Anyway, the whole thing is being run with little fanfare or public attention, although the Department of Prime Minister and Cabinet say around 200 submissions have been submitted.

The Joyce review? Who’s Joyce? (Not the Joyce named Barnaby who’s affair with his media advisor led to a little bundle of Joyce called Sebastian (with thanks to the Daily Telegraph)).

For reasons known only to itself, the government has decided to run the review – which is due to hand down it’s report in March just weeks before the federal election – in an oddly clumsy manner asking contributors to submit answers to pre-set questions on a website and then submit any additional materials separately.

Submissions closed on January 25.

One, from the Australian Industry Group (AiGroup) a peak industry association has managed to sum up the ennui that bedevils the VET sector in its comprehensive submission.

Falling enrolments, plummeting funding, low completion rates, inconsistent regulation, unfair student fees and loans, non-existent national skills forecasting or workforce strategy, the looming impact of automation, and policy incoherence are among the big ticket items.

Here are just some of the statistics that could stop a concerned citizen in her tracks.

  • Expenditure on HE grew by 53% between 2005-16; school funding increased by 30%, VET funding decreased by 5%.
  • Employers reporting skill shortages increased from 49% in 2016 to 75% in 2018.
  • Apprenticeship commencements have been in decline since 2012 (although there has been a recent uptick in trade apprenticeships matched by a similar decline in non-trade apprenticeships).
  • The national completion rate for apprenticeships stands at 52.7% and just 47.1% for trades.
  • 38% of Australians only have basic IT skills that allow them to browse and email.

I could go on.

Vladimir, Estragon, Technology (VET)

Another recent report from consultancy AlphaBeta found that in order to navigate the future world of work, the average Aussie would need to undertake a third more education and training and what, when and how we learn is about to undergo a metamorphosis.

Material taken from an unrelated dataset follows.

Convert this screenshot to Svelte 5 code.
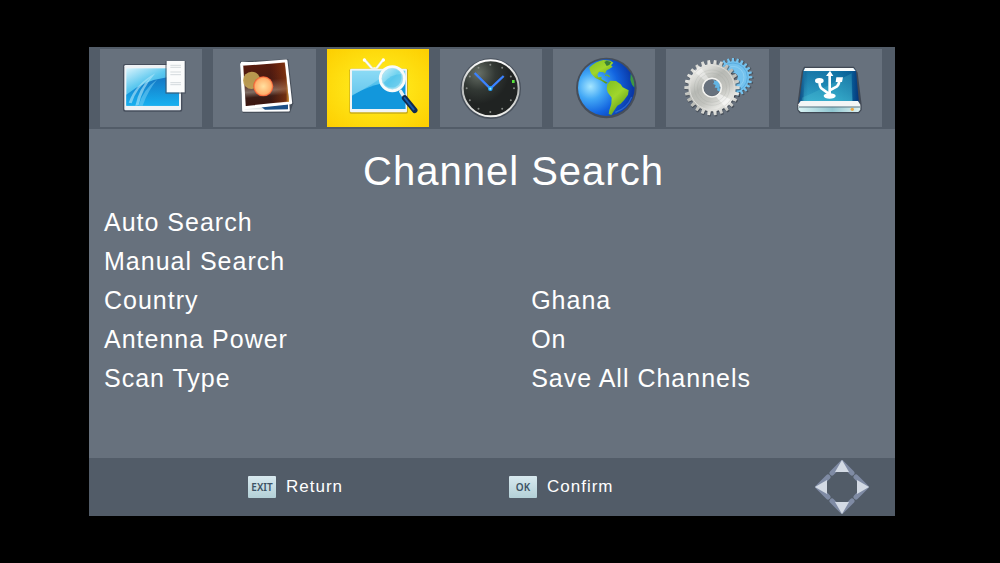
<script lang="ts">
  interface Tab {
    id: string;
    label: string;
    viewBox: string;
  }

  interface Row {
    label: string;
    value: string;
  }

  const tabs: Tab[] = [
    { id: 'program', label: 'Program', viewBox: '60 27 306 234' },
    { id: 'picture', label: 'Picture', viewBox: '24 27 306 234' },
    { id: 'search', label: 'Channel Search', viewBox: '18 27 306 234' },
    { id: 'time', label: 'Time', viewBox: '15 27 306 234' },
    { id: 'option', label: 'Option', viewBox: '15 27 306 234' },
    { id: 'system', label: 'System', viewBox: '18 27 306 234' },
    { id: 'usb', label: 'USB', viewBox: '30 27 306 234' }
  ];

  const rows: Row[] = [
    { label: 'Auto Search', value: '' },
    { label: 'Manual Search', value: '' },
    { label: 'Country', value: 'Ghana' },
    { label: 'Antenna Power', value: 'On' },
    { label: 'Scan Type', value: 'Save All Channels' }
  ];

  let activeTab = $state('search');

  const hours = [...Array(12).keys()].map((h) => {
    const a = (h * Math.PI) / 6;
    return { x: 166 + 71 * Math.sin(a), y: 145 - 71 * Math.cos(a) };
  });

  function gear(cx: number, cy: number, outer: number, inner: number, teeth: number) {
    const step = (Math.PI * 2) / teeth;
    const at = (r: number, a: number) => `${(cx + r * Math.cos(a)).toFixed(1)} ${(cy + r * Math.sin(a)).toFixed(1)}`;
    let d = '';
    for (let i = 0; i < teeth; i++) {
      const a = i * step;
      d += `${i ? 'L' : 'M'}${at(inner, a - step * 0.3)}L${at(outer, a - step * 0.2)}`;
      d += `L${at(outer, a + step * 0.2)}L${at(inner, a + step * 0.3)}`;
    }
    return d + 'Z';
  }

  function ring(cx: number, cy: number, r: number) {
    return `M${cx - r} ${cy}a${r} ${r} 0 1 0 ${r * 2} 0a${r} ${r} 0 1 0 ${-r * 2} 0Z`;
  }
</script>

<div class="screen">
  <main class="panel">
    <nav class="tabs">
      {#each tabs as tab}
        <button
          class="tab"
          class:active={activeTab === tab.id}
          aria-label={tab.label}
          onclick={() => (activeTab = tab.id)}
        >
          <svg class="icon" viewBox={tab.viewBox} aria-hidden="true">
            {#if tab.id === 'program'}
              <defs>
                <linearGradient id="programSky" x1="0" y1="0" x2="0.7" y2="1">
                  <stop offset="0" stop-color="#d8f3fc" />
                  <stop offset="0.4" stop-color="#5cc8ef" />
                  <stop offset="1" stop-color="#0c8fd8" />
                </linearGradient>
                <linearGradient id="programSea" x1="0" y1="0" x2="0" y2="1">
                  <stop offset="0" stop-color="#1577c4" />
                  <stop offset="1" stop-color="#16b0f0" />
                </linearGradient>
              </defs>
              <rect x="129" y="72" width="178" height="143" rx="6" fill="#3f4654" opacity="0.8" />
              <rect x="133" y="75" width="170" height="136" rx="4" fill="#eef2f5" />
              <rect x="139" y="85" width="158" height="112" fill="url(#programSky)" />
              <path d="M139 164Q190 122 262 112L297 118V197H139Z" fill="url(#programSea)" />
              <path d="M146 188Q166 132 226 100Q186 145 176 196L166 197Q178 142 210 114Q170 142 155 190Z" fill="#b4e6f9" opacity="0.6" />
              <path d="M176 197Q188 150 232 118Q204 152 188 197Z" fill="#7bd2f6" opacity="0.5" />
              <rect x="256" y="63" width="62" height="98" rx="2" fill="#414957" opacity="0.6" />
              <rect x="260" y="63" width="54" height="94" fill="#fbfcfc" />
              <g stroke="#d4dadd" stroke-width="3">
                <path d="M271 76h32M271 82h32M271 96h32M271 104h32M271 128h32M271 134h32" />
              </g>
            {:else if tab.id === 'picture'}
              <defs>
                <linearGradient id="photo" x1="0" y1="0" x2="0.1" y2="1">
                  <stop offset="0" stop-color="#5d1c0c" />
                  <stop offset="0.45" stop-color="#481a12" />
                  <stop offset="0.68" stop-color="#806d64" />
                  <stop offset="0.8" stop-color="#3a1c16" />
                  <stop offset="1" stop-color="#3b130d" />
                </linearGradient>
                <linearGradient id="photoGlow" x1="0" y1="0" x2="1" y2="0">
                  <stop offset="0.6" stop-color="#a8380d" stop-opacity="0" />
                  <stop offset="0.93" stop-color="#a8480f" stop-opacity="0.5" />
                  <stop offset="1" stop-color="#e8b040" />
                </linearGradient>
                <radialGradient id="photoLight">
                  <stop offset="0" stop-color="#ffe0a0" />
                  <stop offset="0.8" stop-color="#ffb06c" />
                  <stop offset="1" stop-color="#f2502b" />
                </radialGradient>
              </defs>
              <path d="M106 64L250 58L265 190L255 218L113 219Z" fill="#272d38" opacity="0.5" />
              <path d="M111 69L240 72L251 211L115 212Z" fill="#dfe5e9" stroke="#fff" stroke-width="7" stroke-linejoin="round" />
              <path d="M168 200L249 192V208L180 209Z" fill="#1b4f87" />
              <path d="M110 73L243 63L257 188L118 203Z" fill="url(#photo)" stroke="#fff" stroke-width="9" stroke-linejoin="round" />
              <path d="M114 77L240 67L252 185L122 198Z" fill="url(#photoGlow)" />
              <circle cx="140" cy="121" r="26" fill="#c4a557" opacity="0.9" />
              <circle cx="175" cy="139" r="30" fill="url(#photoLight)" />
            {:else if tab.id === 'search'}
              <defs>
                <linearGradient id="tvScreen" x1="0" y1="0" x2="0" y2="1">
                  <stop offset="0" stop-color="#77d4f4" />
                  <stop offset="1" stop-color="#149ee0" />
                </linearGradient>
                <linearGradient id="lens" x1="0" y1="0" x2="1" y2="1">
                  <stop offset="0" stop-color="#d9f4fb" />
                  <stop offset="0.5" stop-color="#6fd2ef" />
                  <stop offset="1" stop-color="#c4edf9" />
                </linearGradient>
              </defs>
              <path d="M131 60L154 86M186 60L165 87" stroke="#e6e7c8" stroke-width="8" stroke-linecap="round" />
              <path d="M131 60L153 85M186 60L166 85" stroke="#fff" stroke-width="4" />
              <circle cx="130" cy="60" r="5" fill="#fff" />
              <circle cx="187" cy="60" r="5" fill="#fff" />
              <path d="M150 88Q160 76 171 88Z" fill="#fff" />
              <rect x="85" y="86" width="176" height="135" rx="5" fill="#a88d1d" opacity="0.6" />
              <rect x="87" y="86" width="171" height="131" rx="4" fill="#f1f4f5" />
              <rect x="93" y="92" width="160" height="115" fill="url(#tvScreen)" />
              <path d="M93 168Q150 128 253 120V207H93Z" fill="#1297dc" />
              <path d="M93 93H200Q176 124 93 166Z" fill="#a3e3f7" opacity="0.45" />
              <path d="M239 154L252 176" stroke="#e9eef0" stroke-width="10" stroke-linecap="round" />
              <path d="M251 174L281 211" stroke="#102a50" stroke-width="17" stroke-linecap="round" />
              <path d="M251 174L278 208" stroke="#155aab" stroke-width="6" stroke-linecap="round" />
              <circle cx="214" cy="116" r="36" fill="url(#lens)" stroke="#f8fbfb" stroke-width="9" />
              <path d="M188 128Q210 103 240 102Q246 130 222 142Q200 146 188 128Z" fill="#41bce8" opacity="0.5" />
              <circle cx="214" cy="116" r="31" fill="none" stroke="#a9dcec" stroke-width="2" />
            {:else if tab.id === 'time'}
              <defs>
                <radialGradient id="dial" cx="0.28" cy="0.23" r="0.55">
                  <stop offset="0" stop-color="#687067" />
                  <stop offset="0.55" stop-color="#323834" />
                  <stop offset="1" stop-color="#202322" />
                </radialGradient>
                <linearGradient id="rim" x1="0" y1="0" x2="0" y2="1">
                  <stop offset="0" stop-color="#fff" />
                  <stop offset="0.5" stop-color="#b5b8b7" />
                  <stop offset="1" stop-color="#f1f1ee" />
                </linearGradient>
              </defs>
              <circle cx="167" cy="146" r="91" fill="#303642" opacity="0.55" />
              <circle cx="167" cy="145" r="84" fill="url(#dial)" stroke="url(#rim)" stroke-width="6" />
              {#each hours as dot}
                <circle cx={dot.x} cy={dot.y} r="3" fill="#858985" />
              {/each}
              <rect x="231" y="120" width="8" height="9" fill="#58e33c" />
              <path d="M119 99L166 146L206 108" fill="none" stroke="#3b82ff" stroke-width="7" />
              <circle cx="166" cy="146" r="7" fill="#25a7ff" />
              <circle cx="166" cy="146" r="3" fill="#9ce8ff" />
            {:else if tab.id === 'option'}
              <defs>
                <radialGradient id="ocean" cx="0.22" cy="0.48" r="0.75">
                  <stop offset="0" stop-color="#a5e6ff" />
                  <stop offset="0.3" stop-color="#42a8f6" />
                  <stop offset="0.65" stop-color="#1263df" />
                  <stop offset="1" stop-color="#0a38a6" />
                </radialGradient>
                <linearGradient id="land" x1="0" y1="0" x2="0.6" y2="1">
                  <stop offset="0" stop-color="#7fbf22" />
                  <stop offset="0.5" stop-color="#a0d62c" />
                  <stop offset="1" stop-color="#5b9a17" />
                </linearGradient>
              </defs>
              <circle cx="175" cy="144" r="91" fill="#303743" opacity="0.6" />
              <circle cx="175" cy="143" r="85" fill="url(#ocean)" />
              <path d="M124 83Q143 64 166 60L187 62L196 68L189 76L194 80L184 87L176 91L171 101L166 97L153 95L148 104L151 112L161 110L160 117L170 123L179 128L174 131L160 122L142 114L130 101L126 92Z" fill="url(#land)" />
              <path d="M169 66L176 62L190 66L184 75L176 78Z" fill="#397f36" />
              <path d="M178 133L187 122L204 123L218 133L224 142L242 151L240 164L228 181L218 191L208 197L199 211L190 225L182 222L184 211L190 192L191 173L179 157L176 146Z" fill="url(#land)" />
              <path d="M171 106Q180 103 185 111" fill="none" stroke="#69ae3c" stroke-width="4" />
              <path d="M248 101Q261 119 259 143L252 134L247 120Z" fill="#3f9641" />
              <path d="M202 217Q238 205 251 171" fill="none" stroke="#6aaef2" stroke-width="4" opacity="0.35" />
            {:else if tab.id === 'system'}
              <defs>
                <linearGradient id="steel" x1="0.1" y1="0" x2="0.85" y2="1">
                  <stop offset="0" stop-color="#bfc1bb" />
                  <stop offset="0.2" stop-color="#e6e6e2" />
                  <stop offset="0.42" stop-color="#b7b9b4" />
                  <stop offset="0.62" stop-color="#c2c3be" />
                  <stop offset="0.8" stop-color="#e8e8e4" />
                  <stop offset="1" stop-color="#a6a8a4" />
                </linearGradient>
              </defs>
              <path d={gear(219, 114, 59, 48, 24) + ring(219, 114, 14)} fill="#30353e" opacity="0.5" />
              <path d={gear(216, 112, 58, 48, 24) + ring(216, 112, 14)} fill="#74c2ee" fill-rule="evenodd" />
              <circle cx="216" cy="112" r="33" fill="none" stroke="#9cd7f3" stroke-width="3" opacity="0.6" />
              <circle cx="216" cy="112" r="43" fill="none" stroke="#3d98d0" stroke-width="3" opacity="0.5" />
              <path d={gear(155, 146, 84, 72, 26) + ring(153, 143, 25)} fill="#2c323b" fill-rule="evenodd" opacity="0.55" />
              <path d="M157 119L164 124L174 123L177 155L168 151L169 143L161 143L164 135L156 132L160 126Z" fill="#62b5e4" />
              <path d={gear(153, 143, 83, 71, 26) + ring(153, 143, 27)} fill="url(#steel)" fill-rule="evenodd" />
              <path d="M173 160L213 181Q205 196 195 204L164 169Z" fill="#fff" opacity="0.55" />
              <path d="M134 124L97 93L116 77L144 117Z" fill="#fff" opacity="0.4" />
              <g fill="none">
                <circle cx="153" cy="143" r="67" stroke="#dededa" stroke-width="3" />
                <circle cx="153" cy="143" r="53" stroke="#999c98" stroke-width="1" opacity="0.6" />
                <circle cx="153" cy="143" r="44" stroke="#999c98" stroke-width="1" opacity="0.6" />
                <circle cx="153" cy="143" r="28" stroke="#f2f2ef" stroke-width="5" />
              </g>
            {:else}
              <defs>
                <linearGradient id="drive" x1="0" y1="0" x2="1" y2="0">
                  <stop offset="0" stop-color="#0c477d" />
                  <stop offset="0.15" stop-color="#258ebd" />
                  <stop offset="0.6" stop-color="#1685b5" />
                  <stop offset="0.85" stop-color="#08649d" />
                  <stop offset="1" stop-color="#053478" />
                </linearGradient>
                <linearGradient id="driveShade" x1="0" y1="0" x2="0" y2="1">
                  <stop offset="0" stop-color="#07558a" stop-opacity="0.4" />
                  <stop offset="1" stop-color="#42c2d9" stop-opacity="0.5" />
                </linearGradient>
                <linearGradient id="driveFront" x1="0" y1="0" x2="1" y2="0">
                  <stop offset="0" stop-color="#d9f3f4" />
                  <stop offset="0.55" stop-color="#8fc6d1" />
                  <stop offset="1" stop-color="#dff2f0" />
                </linearGradient>
              </defs>
              <path d="M102 80H252L263 98L275 194V210L267 220H89L82 210V194L95 95Z" fill="#303743" opacity="0.7" />
              <path d="M105 84H250L258 93L267 188H87L100 92Z" fill="url(#drive)" />
              <path d="M105 94H243L247 185H100Z" fill="url(#driveShade)" />
              <path d="M96 173Q161 146 245 100L248 184H95Z" fill="#55c7d8" opacity="0.25" />
              <path d="M105 84H250L257 93H101Z" fill="#f8fbfb" />
              <path d="M92 183H264L271 194V202H85V193Z" fill="#f3f6f6" />
              <path d="M85 200H271V209L265 216H92L85 209Z" fill="url(#driveFront)" />
              <path d="M87 201H270" stroke="#5b7581" stroke-width="3" />
              <circle cx="247" cy="208" r="5" fill="#eda642" />
              <path d="M179 168V101M179 163L154 145Q148 139 149 124M179 151L201 139Q208 133 208 119" fill="none" stroke="#fff" stroke-width="8" />
              <path d="M168 108L180 92L190 108Z" fill="#fff" />
              <ellipse cx="148" cy="122" rx="13" ry="8" fill="#fff" />
              <path d="M199 112H219L216 126H197Z" fill="#fff" />
              <ellipse cx="179" cy="168" rx="18" ry="8" fill="#fff" />
            {/if}
          </svg>
        </button>
      {/each}
    </nav>

    <section class="content">
      <h1>Channel Search</h1>
      <div class="rows">
        {#each rows as row}
          <button class="row">
            <span>{row.label}</span>
            <span>{row.value}</span>
          </button>
        {/each}
      </div>
    </section>

    <footer class="footer">
      <button class="hint"><kbd>EXIT</kbd>Return</button>
      <button class="hint"><kbd>OK</kbd>Confirm</button>
      <svg class="dpad" viewBox="0 0 54 54" aria-hidden="true">
        {#each [0, 90, 180, 270] as angle}
          <g transform="rotate({angle} 27 27)">
            <path d="M17 13L27 3L37 13" fill="none" stroke="#7f8ba4" stroke-width="5" stroke-linecap="round" />
            <path d="M27 0L34 12H20Z" fill="#d3dae4" />
          </g>
        {/each}
      </svg>
    </footer>
  </main>
</div>

<style>
  :global(body) {
    background: #000;
  }

  .screen {
    display: flex;
    box-sizing: border-box;
    min-height: 100vh;
    padding: 47px 105px 47px 89px;
    font-family: 'Liberation Sans', Arial, sans-serif;
    letter-spacing: 1px;
    color: #fff;
  }

  .panel {
    flex: 1;
    display: flex;
    flex-direction: column;
    background: #67717d;
  }

  button {
    padding: 0;
    border: none;
    background: transparent;
    color: inherit;
    font: inherit;
    letter-spacing: inherit;
    cursor: pointer;
  }

  .tabs {
    display: grid;
    grid-template-columns: repeat(7, 1fr);
    gap: 11px;
    padding: 2px 13px 2px 11px;
    background: #525c68;
  }

  .tab {
    display: flex;
    justify-content: center;
    background: #67717d;
  }

  .tab.active {
    background: radial-gradient(#ffe81a 30%, #fdce00 100%);
  }

  .icon {
    width: 102px;
    height: 78px;
  }

  .content {
    flex: 1;
    padding: 19px 0 0 15px;
  }

  h1 {
    margin: 0 0 9px;
    padding-left: 28px;
    font-size: 40px;
    font-weight: 400;
    line-height: 46px;
    text-align: center;
  }

  .rows {
    display: flex;
    flex-direction: column;
  }

  .row {
    display: grid;
    grid-template-columns: 54% 1fr;
    font-size: 25px;
    line-height: 39px;
    text-align: left;
  }

  .footer {
    display: grid;
    grid-template-columns: 261fr 306fr 54px;
    align-items: center;
    padding: 2px 26px 2px 159px;
    background: #525c68;
  }

  .hint {
    display: flex;
    align-items: center;
    gap: 10px;
    font-size: 17px;
  }

  kbd {
    width: 28px;
    border-radius: 1px;
    background: linear-gradient(#d8e9ef, #b3d0d7);
    color: #3d5264;
    font-family: 'Noto Sans', sans-serif;
    font-size: 10px;
    font-weight: 600;
    letter-spacing: 0;
    line-height: 22px;
    text-align: center;
  }

  .dpad {
    width: 54px;
    height: 54px;
  }
</style>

Much of the education activity will be in reskilling and upskilling in on-the-job training or in short and flexible courses. And a far greater share of education and training will occur after the age of 21.

An EdTech tsunami is about to hit.

“Australians need to learn skills that complement, not compete, with automation,” the report Future Skills says.

Is the Australian VET (or even HE) sector ready for this? The answer is obviously not.

AiGroup makes 21 recommendations starting with the creation of a national independent coordinating agency (our five states and territories have their own VET system and very much run their own show and funding experiments).

Repeating a call that has been doing the round for decades, AiGroup calls for a nationally funded and operated VET system. Repeat. This is a Godot moment. Or maybe Groundhog Day. Or maybe Russian Doll.

As consultant Claire Field, in her submission to the review, points out, there have been 421 policy reforms to VET enacted by the federal, state and territory governments in the past 20 and that excludes reforms specifically focused on international students.

“Even in the Northern Territory, where the appetite for reform has been weakest, providers have still been required to change their business model every 18 months for the last 20 years, as a result of government enacted reforms.

Unsurprisingly, Field too calls for an independent VET commission which has oversight of funding and “a reliable and simplified system”.

She makes the point that the VET sector is “both reform-weary and in desperate need of reform”.

What Australia needs urgently is a Augur-like review. Sadly, I don’t think the Joyce review (Steven not Barnaby) will come close to taking a full measure of what is required.